Concurrently with the Transaction, the Company changed its name to "J2 Metals Inc.", being the historical name of the Target.
As a result of the Transaction, the Company has an aggregate of 21,182,347 Company Shares issued and outstanding on a non-diluted basis, including the Company Shares issued in connection with the concurrent financings described below.
A more detailed description of the Transaction is contained in the Company's filing statement dated February 13, 2025 (the "Filing Statement"), that can be found under the Company's SEDAR+ profile at www.sedarplus.com.
Board and Management Changes
Concurrent with closing of the Transaction, the board of directors of the Company was constituted as Thomas Lamb, Toby Pierce, Chris Beltgens, Dmitry Serov, and Mark Goodman.
Thomas Lamb has been appointed Chief Executive Officer, Ivan Riabov has been appointed Chief Financial Officer, Graham Giles has been appointed VP Exploration, and Giuseppe (Pino) Perone has been appointed Corporate Secretary of the Company.
Concurrent Financings
In connection with the Transaction, each of the Target and the Company completed certain non-brokered private placements.
Target Financing
On December 30, 2024, the Target completed a non-brokered financing raising aggregate gross proceeds of $489,400 (the "J2 Financing"), of which $296,400 was raised through the issuance of 2,470,000 Target Shares issued on a 'flow through basis' under the Income Tax Act (Canada) (the "FT Shares") at a price of $0.12 per FT Share, and the remaining $193,000 was raised through the issuance of 1,930,000 non-flow through Target Shares at a price of $0.10 per Target Share.
The Target paid aggregate cash finder's fees of $19,284 to registrants in association with the J2 Financing and issued 180,000 finder's warrants ("J2 Finder Warrants"). Each J2 Finder Warrant is exercisable to acquire a Target Share at a price no less than $0.10 per Target Share until December 31, 2026. Upon closing of the Transaction, the J2 Finder Warrants became exercisable for Company Shares on the same terms.
The Target Shares issuable in the J2 Financing, including the FT Shares, were exchanged for Company Shares, along with all other outstanding Target Shares, and are free of resale restrictions.
On February 27, 2025, the Company has completed a non-brokered financing (the "CRAN Financing" and together with the J2 Financing, the "Financings") raising aggregate gross proceeds of $270,000 through the sale of 2,700,000 common shares at a price of $0.10 per share.

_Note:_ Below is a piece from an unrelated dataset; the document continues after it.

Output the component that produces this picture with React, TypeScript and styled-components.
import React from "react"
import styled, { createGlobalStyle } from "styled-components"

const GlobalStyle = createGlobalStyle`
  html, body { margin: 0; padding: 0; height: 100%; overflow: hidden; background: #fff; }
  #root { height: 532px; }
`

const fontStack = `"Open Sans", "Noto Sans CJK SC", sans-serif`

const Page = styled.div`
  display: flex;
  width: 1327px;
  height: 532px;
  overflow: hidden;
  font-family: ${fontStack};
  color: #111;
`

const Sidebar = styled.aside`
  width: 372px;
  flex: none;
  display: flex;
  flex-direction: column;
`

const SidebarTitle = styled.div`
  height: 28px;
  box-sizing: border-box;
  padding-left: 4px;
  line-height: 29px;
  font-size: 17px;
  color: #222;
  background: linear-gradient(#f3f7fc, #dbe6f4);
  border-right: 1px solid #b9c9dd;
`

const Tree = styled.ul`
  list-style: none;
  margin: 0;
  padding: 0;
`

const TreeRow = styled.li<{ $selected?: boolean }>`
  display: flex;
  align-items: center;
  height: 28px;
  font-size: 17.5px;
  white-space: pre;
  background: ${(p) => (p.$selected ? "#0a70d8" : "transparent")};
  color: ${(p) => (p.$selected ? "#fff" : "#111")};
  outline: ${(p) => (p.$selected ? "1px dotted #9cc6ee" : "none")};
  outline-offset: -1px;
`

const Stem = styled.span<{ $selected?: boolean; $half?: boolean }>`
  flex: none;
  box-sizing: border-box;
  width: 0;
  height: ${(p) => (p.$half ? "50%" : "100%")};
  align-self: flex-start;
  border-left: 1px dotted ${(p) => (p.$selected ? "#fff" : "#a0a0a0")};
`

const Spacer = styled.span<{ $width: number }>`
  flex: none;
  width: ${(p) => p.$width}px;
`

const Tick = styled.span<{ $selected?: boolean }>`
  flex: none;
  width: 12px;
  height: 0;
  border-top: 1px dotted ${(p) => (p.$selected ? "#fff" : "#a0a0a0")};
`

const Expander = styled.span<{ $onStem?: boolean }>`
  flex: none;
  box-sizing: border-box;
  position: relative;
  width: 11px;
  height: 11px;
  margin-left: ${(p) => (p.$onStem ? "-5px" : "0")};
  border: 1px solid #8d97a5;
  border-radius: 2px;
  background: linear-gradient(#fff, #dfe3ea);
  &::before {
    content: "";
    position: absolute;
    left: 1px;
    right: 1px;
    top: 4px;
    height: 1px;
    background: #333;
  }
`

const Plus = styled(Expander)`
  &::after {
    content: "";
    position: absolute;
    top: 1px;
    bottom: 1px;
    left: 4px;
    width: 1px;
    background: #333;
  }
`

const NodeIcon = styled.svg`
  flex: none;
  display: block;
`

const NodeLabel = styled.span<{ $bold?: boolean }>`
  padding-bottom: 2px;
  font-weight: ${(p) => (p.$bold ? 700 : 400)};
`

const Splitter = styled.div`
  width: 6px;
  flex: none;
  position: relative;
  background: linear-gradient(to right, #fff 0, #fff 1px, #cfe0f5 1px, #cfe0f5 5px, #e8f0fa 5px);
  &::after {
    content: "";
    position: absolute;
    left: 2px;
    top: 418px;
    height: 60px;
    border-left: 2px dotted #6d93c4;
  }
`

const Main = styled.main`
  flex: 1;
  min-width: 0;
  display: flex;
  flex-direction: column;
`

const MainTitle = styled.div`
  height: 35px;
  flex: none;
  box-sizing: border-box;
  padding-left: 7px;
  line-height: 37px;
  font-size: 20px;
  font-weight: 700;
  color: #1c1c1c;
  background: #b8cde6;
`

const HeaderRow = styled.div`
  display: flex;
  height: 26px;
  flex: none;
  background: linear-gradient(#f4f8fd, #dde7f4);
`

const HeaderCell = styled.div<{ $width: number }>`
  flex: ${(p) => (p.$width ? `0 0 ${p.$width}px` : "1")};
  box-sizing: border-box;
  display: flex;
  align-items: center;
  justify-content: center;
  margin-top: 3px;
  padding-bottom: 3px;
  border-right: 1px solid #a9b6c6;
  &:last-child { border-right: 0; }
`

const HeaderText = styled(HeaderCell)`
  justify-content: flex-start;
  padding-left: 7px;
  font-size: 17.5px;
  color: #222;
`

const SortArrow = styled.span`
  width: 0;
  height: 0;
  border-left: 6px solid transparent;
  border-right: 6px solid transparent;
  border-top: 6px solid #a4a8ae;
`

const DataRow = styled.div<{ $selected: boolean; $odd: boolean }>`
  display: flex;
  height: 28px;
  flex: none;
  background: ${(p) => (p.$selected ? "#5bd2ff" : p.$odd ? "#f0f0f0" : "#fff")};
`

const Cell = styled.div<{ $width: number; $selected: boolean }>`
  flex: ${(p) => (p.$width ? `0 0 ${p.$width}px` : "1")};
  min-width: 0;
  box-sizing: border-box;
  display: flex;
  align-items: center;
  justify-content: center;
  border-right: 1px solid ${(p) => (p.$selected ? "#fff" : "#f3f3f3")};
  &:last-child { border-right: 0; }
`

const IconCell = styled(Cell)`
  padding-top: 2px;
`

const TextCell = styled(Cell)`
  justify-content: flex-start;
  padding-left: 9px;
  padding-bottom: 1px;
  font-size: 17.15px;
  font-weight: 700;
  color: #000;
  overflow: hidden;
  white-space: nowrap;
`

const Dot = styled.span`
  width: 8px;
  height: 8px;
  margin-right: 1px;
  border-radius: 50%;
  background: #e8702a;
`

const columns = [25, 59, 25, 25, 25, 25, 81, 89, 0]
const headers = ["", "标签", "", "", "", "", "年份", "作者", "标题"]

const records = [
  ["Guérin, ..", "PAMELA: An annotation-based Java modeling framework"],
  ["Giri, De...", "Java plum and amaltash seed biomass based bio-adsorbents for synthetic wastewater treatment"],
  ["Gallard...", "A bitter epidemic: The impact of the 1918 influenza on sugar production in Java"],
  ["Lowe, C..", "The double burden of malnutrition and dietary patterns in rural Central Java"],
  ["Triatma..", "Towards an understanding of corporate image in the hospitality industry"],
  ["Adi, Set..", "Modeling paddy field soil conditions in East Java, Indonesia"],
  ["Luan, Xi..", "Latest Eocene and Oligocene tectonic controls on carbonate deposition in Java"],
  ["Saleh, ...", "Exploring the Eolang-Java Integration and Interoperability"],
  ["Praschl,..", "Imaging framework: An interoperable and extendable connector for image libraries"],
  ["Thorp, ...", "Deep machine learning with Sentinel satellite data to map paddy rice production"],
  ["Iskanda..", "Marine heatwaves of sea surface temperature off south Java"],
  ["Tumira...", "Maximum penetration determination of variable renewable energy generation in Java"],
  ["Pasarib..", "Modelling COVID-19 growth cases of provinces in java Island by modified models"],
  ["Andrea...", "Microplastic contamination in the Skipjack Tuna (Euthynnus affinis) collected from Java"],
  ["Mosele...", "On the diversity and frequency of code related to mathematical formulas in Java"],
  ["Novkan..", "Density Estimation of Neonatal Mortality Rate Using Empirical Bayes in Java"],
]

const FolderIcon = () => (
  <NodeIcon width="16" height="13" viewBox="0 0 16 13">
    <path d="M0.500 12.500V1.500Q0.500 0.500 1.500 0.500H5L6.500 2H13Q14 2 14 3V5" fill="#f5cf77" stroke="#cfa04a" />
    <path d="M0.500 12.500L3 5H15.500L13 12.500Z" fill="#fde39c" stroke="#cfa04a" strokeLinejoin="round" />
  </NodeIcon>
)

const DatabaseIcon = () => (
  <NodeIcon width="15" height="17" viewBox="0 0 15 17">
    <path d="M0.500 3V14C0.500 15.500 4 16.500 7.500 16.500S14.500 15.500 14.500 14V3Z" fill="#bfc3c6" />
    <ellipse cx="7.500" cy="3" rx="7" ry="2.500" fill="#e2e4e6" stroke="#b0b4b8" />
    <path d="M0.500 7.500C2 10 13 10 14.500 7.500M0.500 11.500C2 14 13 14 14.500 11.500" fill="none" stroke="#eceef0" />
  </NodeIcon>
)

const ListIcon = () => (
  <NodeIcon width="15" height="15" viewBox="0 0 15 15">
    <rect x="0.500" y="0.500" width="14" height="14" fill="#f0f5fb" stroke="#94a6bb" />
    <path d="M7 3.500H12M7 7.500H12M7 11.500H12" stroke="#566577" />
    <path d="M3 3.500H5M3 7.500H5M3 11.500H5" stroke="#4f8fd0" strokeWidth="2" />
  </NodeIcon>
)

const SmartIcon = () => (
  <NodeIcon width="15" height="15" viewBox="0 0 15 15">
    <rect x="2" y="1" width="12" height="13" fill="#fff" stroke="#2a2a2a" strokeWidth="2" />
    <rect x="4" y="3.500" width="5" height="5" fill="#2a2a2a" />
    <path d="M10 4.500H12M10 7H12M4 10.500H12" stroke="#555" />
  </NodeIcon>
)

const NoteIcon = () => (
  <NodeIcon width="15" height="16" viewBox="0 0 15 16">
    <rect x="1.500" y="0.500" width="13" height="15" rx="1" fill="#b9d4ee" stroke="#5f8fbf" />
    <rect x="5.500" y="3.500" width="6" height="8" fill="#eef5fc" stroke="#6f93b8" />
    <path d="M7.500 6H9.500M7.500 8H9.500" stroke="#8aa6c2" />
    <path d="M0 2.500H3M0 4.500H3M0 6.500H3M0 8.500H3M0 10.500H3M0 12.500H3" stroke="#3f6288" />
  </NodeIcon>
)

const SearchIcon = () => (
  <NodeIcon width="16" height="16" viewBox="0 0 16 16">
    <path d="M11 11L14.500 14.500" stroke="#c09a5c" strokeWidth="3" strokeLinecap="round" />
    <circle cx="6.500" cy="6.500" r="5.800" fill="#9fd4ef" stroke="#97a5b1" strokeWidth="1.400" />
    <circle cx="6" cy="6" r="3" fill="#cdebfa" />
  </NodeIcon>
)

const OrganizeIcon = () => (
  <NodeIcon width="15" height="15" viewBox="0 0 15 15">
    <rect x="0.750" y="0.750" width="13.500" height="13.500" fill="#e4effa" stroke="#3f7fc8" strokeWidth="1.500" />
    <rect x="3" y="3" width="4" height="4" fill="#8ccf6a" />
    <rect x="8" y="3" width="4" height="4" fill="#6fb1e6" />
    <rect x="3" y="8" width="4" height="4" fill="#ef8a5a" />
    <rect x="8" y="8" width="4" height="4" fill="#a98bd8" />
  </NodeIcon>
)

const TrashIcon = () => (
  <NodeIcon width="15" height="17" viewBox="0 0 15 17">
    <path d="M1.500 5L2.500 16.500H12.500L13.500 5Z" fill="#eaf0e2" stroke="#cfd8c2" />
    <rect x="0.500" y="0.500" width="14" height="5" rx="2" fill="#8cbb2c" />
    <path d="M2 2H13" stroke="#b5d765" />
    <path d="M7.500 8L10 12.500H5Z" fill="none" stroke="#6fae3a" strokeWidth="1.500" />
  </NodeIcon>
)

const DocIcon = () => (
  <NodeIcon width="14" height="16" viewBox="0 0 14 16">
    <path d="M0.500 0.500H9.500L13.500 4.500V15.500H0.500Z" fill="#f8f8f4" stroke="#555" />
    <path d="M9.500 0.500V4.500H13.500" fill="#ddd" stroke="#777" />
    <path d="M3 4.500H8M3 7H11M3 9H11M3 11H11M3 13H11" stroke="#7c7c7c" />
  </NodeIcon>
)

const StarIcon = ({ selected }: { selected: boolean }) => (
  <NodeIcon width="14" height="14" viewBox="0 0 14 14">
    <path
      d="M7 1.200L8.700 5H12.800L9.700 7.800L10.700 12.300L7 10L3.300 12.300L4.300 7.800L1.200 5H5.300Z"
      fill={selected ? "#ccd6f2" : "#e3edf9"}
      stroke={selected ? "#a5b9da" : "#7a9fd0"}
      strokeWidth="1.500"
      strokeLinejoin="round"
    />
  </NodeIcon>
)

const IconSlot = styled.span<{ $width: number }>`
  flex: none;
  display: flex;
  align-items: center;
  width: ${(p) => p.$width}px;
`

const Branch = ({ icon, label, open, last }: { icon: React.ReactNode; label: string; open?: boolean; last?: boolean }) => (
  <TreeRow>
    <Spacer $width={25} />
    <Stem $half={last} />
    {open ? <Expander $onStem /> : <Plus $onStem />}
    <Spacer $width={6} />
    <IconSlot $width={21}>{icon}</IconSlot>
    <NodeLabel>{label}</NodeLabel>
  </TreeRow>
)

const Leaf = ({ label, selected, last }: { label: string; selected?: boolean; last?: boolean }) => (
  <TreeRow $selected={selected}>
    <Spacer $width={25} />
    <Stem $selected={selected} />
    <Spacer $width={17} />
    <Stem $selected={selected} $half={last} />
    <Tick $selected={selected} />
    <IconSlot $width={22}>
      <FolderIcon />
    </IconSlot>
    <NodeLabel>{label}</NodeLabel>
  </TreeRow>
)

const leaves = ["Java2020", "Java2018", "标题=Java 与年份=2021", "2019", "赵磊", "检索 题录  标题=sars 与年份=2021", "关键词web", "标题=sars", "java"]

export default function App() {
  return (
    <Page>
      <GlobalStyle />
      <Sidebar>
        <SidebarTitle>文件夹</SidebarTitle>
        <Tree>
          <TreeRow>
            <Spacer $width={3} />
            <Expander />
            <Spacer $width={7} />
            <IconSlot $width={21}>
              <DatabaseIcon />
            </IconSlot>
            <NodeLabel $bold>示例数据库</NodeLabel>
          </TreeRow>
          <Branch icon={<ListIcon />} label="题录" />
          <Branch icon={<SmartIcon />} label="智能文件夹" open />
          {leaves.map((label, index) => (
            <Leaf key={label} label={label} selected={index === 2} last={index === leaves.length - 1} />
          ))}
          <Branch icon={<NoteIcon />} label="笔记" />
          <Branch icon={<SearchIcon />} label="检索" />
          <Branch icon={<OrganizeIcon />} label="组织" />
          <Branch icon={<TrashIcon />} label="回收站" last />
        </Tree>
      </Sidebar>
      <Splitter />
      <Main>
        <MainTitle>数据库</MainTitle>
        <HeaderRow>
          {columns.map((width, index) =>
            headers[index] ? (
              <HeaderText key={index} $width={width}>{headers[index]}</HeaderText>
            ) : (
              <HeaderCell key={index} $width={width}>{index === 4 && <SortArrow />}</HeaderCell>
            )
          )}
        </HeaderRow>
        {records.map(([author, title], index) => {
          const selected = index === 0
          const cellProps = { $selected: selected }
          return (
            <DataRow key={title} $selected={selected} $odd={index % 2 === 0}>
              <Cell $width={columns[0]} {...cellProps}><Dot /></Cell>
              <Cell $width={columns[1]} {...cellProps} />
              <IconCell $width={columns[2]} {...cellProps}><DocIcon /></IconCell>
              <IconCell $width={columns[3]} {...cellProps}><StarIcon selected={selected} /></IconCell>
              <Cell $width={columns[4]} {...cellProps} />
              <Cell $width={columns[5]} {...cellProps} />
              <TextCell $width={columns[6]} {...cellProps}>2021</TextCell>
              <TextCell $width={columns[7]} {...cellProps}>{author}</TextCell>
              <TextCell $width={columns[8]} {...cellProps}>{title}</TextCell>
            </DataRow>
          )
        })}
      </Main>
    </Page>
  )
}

The Company paid a finder's fee of $14,400 to an arm's length party through the issuance of 144,000 common shares (each a "Finder's Share") at a price of $0.10 per Finder's Share and 144,000 finder's warrants (each a "Finder's Warrant"). Each Finder's Warrant is exercisable to acquire a further common share at an exercise price of $0.10 until February 27, 2026.
All of the common shares issued pursuant to the CRAN Financing, including the finder's fees, are subject to a statutory four-month hold period expiring on June 28, 2025.

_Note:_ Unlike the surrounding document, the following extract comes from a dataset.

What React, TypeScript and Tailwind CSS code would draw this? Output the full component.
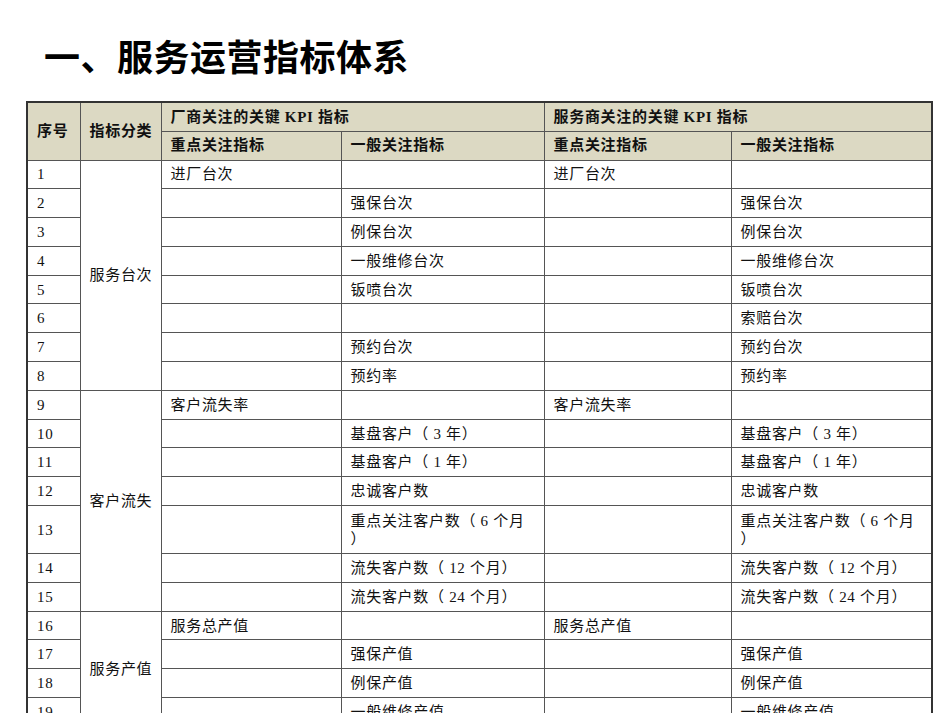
import React from "react";

type Row = {
  no: number;
  cat?: { label: string; span: number };
  a: React.ReactNode;
  b: React.ReactNode;
  c: React.ReactNode;
  d: React.ReactNode;
  tall?: boolean;
};

const both = (no: number, text: React.ReactNode, extra?: Partial<Row>): Row => ({
  no,
  a: "",
  b: text,
  c: "",
  d: text,
  ...extra,
});

const rows: Row[] = [
  { no: 1, cat: { label: "服务台次", span: 8 }, a: "进厂台次", b: "", c: "进厂台次", d: "" },
  both(2, "强保台次"),
  both(3, "例保台次"),
  both(4, "一般维修台次"),
  both(5, "钣喷台次"),
  { no: 6, a: "", b: "", c: "", d: "索赔台次" },
  both(7, "预约台次"),
  both(8, "预约率"),
  { no: 9, cat: { label: "客户流失", span: 7 }, a: "客户流失率", b: "", c: "客户流失率", d: "" },
  both(10, "基盘客户（ 3 年）"),
  both(11, "基盘客户（ 1 年）"),
  both(12, "忠诚客户数"),
  both(
    13,
    <>
      重点关注客户数（ 6 个月
      <br />）
    </>,
    { tall: true }
  ),
  both(14, "流失客户数（ 12 个月）"),
  both(15, "流失客户数（ 24 个月）"),
  { no: 16, cat: { label: "服务产值", span: 4 }, a: "服务总产值", b: "", c: "服务总产值", d: "" },
  both(17, "强保产值"),
  both(18, "例保产值"),
  both(19, "一般维修产值"),
];

const cell = "border border-[#555] px-[9px] align-middle leading-[18px] whitespace-nowrap";
const head =
  "border border-[#555] px-[9px] align-middle text-left font-bold bg-[#dcd9c3] h-[29px] whitespace-nowrap";

export default function App() {
  return (
    <div
      className="w-[950px] h-[713px] overflow-hidden bg-white text-[#111]"
      style={{ fontFamily: '"Liberation Serif", "Noto Sans CJK SC", serif' }}
    >
      <h1
        className="pl-[44px] pt-[37px] text-[36px] leading-[36px] font-bold tracking-[0.5px] text-black"
        style={{ fontFamily: '"Noto Sans CJK SC", sans-serif' }}
      >
        一、服务运营指标体系
      </h1>

      <table className="ml-[26px] mt-[28px] w-[907px] table-fixed border-collapse border-2 border-[#333] text-[15px] tracking-[0.7px]">
        <colgroup>
          <col className="w-[53px]" />
          <col className="w-[81px]" />
          <col className="w-[180px]" />
          <col className="w-[203px]" />
          <col className="w-[187px]" />
          <col className="w-[201px]" />
        </colgroup>
        <thead>
          <tr>
            <th rowSpan={2} className={head}>序号</th>
            <th rowSpan={2} className={head}>指标分类</th>
            <th colSpan={2} className={head}>厂商关注的关键 KPI 指标</th>
            <th colSpan={2} className={head}>服务商关注的关键 KPI 指标</th>
          </tr>
          <tr>
            <th className={head}>重点关注指标</th>
            <th className={head}>一般关注指标</th>
            <th className={head}>重点关注指标</th>
            <th className={head}>一般关注指标</th>
          </tr>
        </thead>
        <tbody>
          {rows.map((r) => (
            <tr key={r.no} className={r.tall ? "h-[48px]" : "h-[28.8px]"}>
              <td className={cell}>{r.no}</td>
              {r.cat && (
                <td rowSpan={r.cat.span} className={cell}>
                  {r.cat.label}
                </td>
              )}
              <td className={cell}>{r.a}</td>
              <td className={cell}>{r.b}</td>
              <td className={cell}>{r.c}</td>
              <td className={cell}>{r.d}</td>
            </tr>
          ))}
        </tbody>
      </table>
    </div>
  );
}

The Company intends to use the net proceeds of the Financings for exploration and development of the Company's mineral property interests, and for general working capital purposes, as more particularly outlined in the Filing Statement.
Annual General Meeting
In addition, the Company is pleased to announce the results from the Company's annual general meeting of shareholders held on March 14, 2025. All matters put forth in the management information circular dated February 17, 2025, were unanimously passed, including the election of directors, the appointment of auditors and the approval of the Company's amended and restated stock option plan. A total of 3,696,000 shares were voted, representing 43.98% of the outstanding shares.

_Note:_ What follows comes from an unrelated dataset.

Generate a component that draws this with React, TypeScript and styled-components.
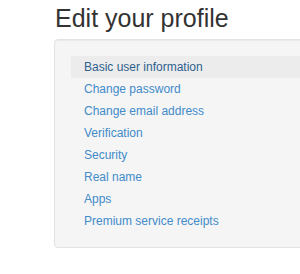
import React from 'react';
import styled, { createGlobalStyle } from 'styled-components';

const GlobalStyle = createGlobalStyle`
  html, body {
    margin: 0;
    padding: 0;
    overflow: hidden;
    background: #fff;
    font-family: "Liberation Sans", Arial, sans-serif;
    color: #333;
  }
`;

const Page = styled.div`
  width: 400px;
  padding: 0 0 0 54px;
`;

const Title = styled.h1`
  margin: 0;
  padding: 3px 0 0 1px;
  height: 36px;
  font-size: 25px;
  font-weight: 400;
  line-height: 30px;
  color: #333;
`;

const Well = styled.div`
  background: #f5f5f5;
  border: 1px solid #e3e3e3;
  border-radius: 4px;
  box-shadow: inset 0 1px 1px rgba(0, 0, 0, 0.05);
  padding: 16px 0 15px 16px;
`;

const NavList = styled.ul`
  list-style: none;
  margin: 0;
  padding: 0;
  display: flex;
  flex-direction: column;
`;

const NavItem = styled.li<{ $active?: boolean }>`
  height: 22px;
  display: flex;
  align-items: center;
  padding-left: 13px;
  font-size: 12px;
  background: ${(p) => (p.$active ? '#ececec' : 'transparent')};
  color: ${(p) => (p.$active ? '#2f5f8f' : '#428bca')};
`;

const items = [
  'Basic user information',
  'Change password',
  'Change email address',
  'Verification',
  'Security',
  'Real name',
  'Apps',
  'Premium service receipts',
];

export default function App() {
  return (
    <Page>
      <GlobalStyle />
      <Title>Edit your profile</Title>
      <Well>
        <NavList>
          {items.map((label, i) => (
            <NavItem key={label} $active={i === 0}>
              {label}
            </NavItem>
          ))}
        </NavList>
      </Well>
    </Page>
  );
}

For further information, please contact:
Thomas Lamb
CEO and Director
J2 Metals Inc.
Phone: 604-282-6384
E-Mail: info@j2metals.ca
NEITHER THE TSXV NOR ITS REGULATION SERVICES PROVIDER (AS THAT TERM IS DEFINED IN THE POLICIES OF THE TSXV) ACCEPTS RESPONSIBILITY FOR THE ADEQUACY OR ACCURACY OF THIS RELEASE.
Forward-Looking Statements
This news release contains "forward-looking information" within the meaning of Canadian securities legislation. Forward-looking information generally refers to information about an issuer's business, capital, or operations that is prospective in nature, and includes future-oriented financial information about the issuer's prospective financial performance or financial position. The forward-looking information in this news release includes disclosure about the proposed plans for the Company's working capital as well as its business operations and prospects. The Company has made certain material assumptions to develop the forward-looking information in this news release. There can be no assurance that such statements will prove to be accurate, as actual results and future events could differ materially from those anticipated in such statements. Accordingly, readers should not place undue reliance on forward-looking statements. Actual results may vary from the forward-looking information in this news release due to certain material risk factors. These risk factors include, but are not limited to: adverse market conditions; reliance on key and qualified personnel; regulatory and other risks associated with the mining industry in general; changes in general economic, business and political conditions, including changes in the financial markets; changes in applicable laws as well as those risk factors discussed or referred to in disclosure documents filed by the Company with the securities regulatory authorities in certain provinces of Canada and available at www.sedarplus.com, including the Filing Statement. The foregoing list of material risk factors and assumptions is not exhaustive. Should any factor affect the Company in an unexpected manner, or should assumptions underlying the forward looking information prove incorrect, the actual results or events may differ materially from the results or events predicted. Any such forward-looking information is expressly qualified in its entirety by this cautionary statement. Moreover, the Company does not assume responsibility for the accuracy or completeness of such forward-looking information. The forward-looking information included in this news release is made as of the date of this news release and the Company undertakes no obligation to publicly update or revise any forward-looking information, other than as required by applicable law.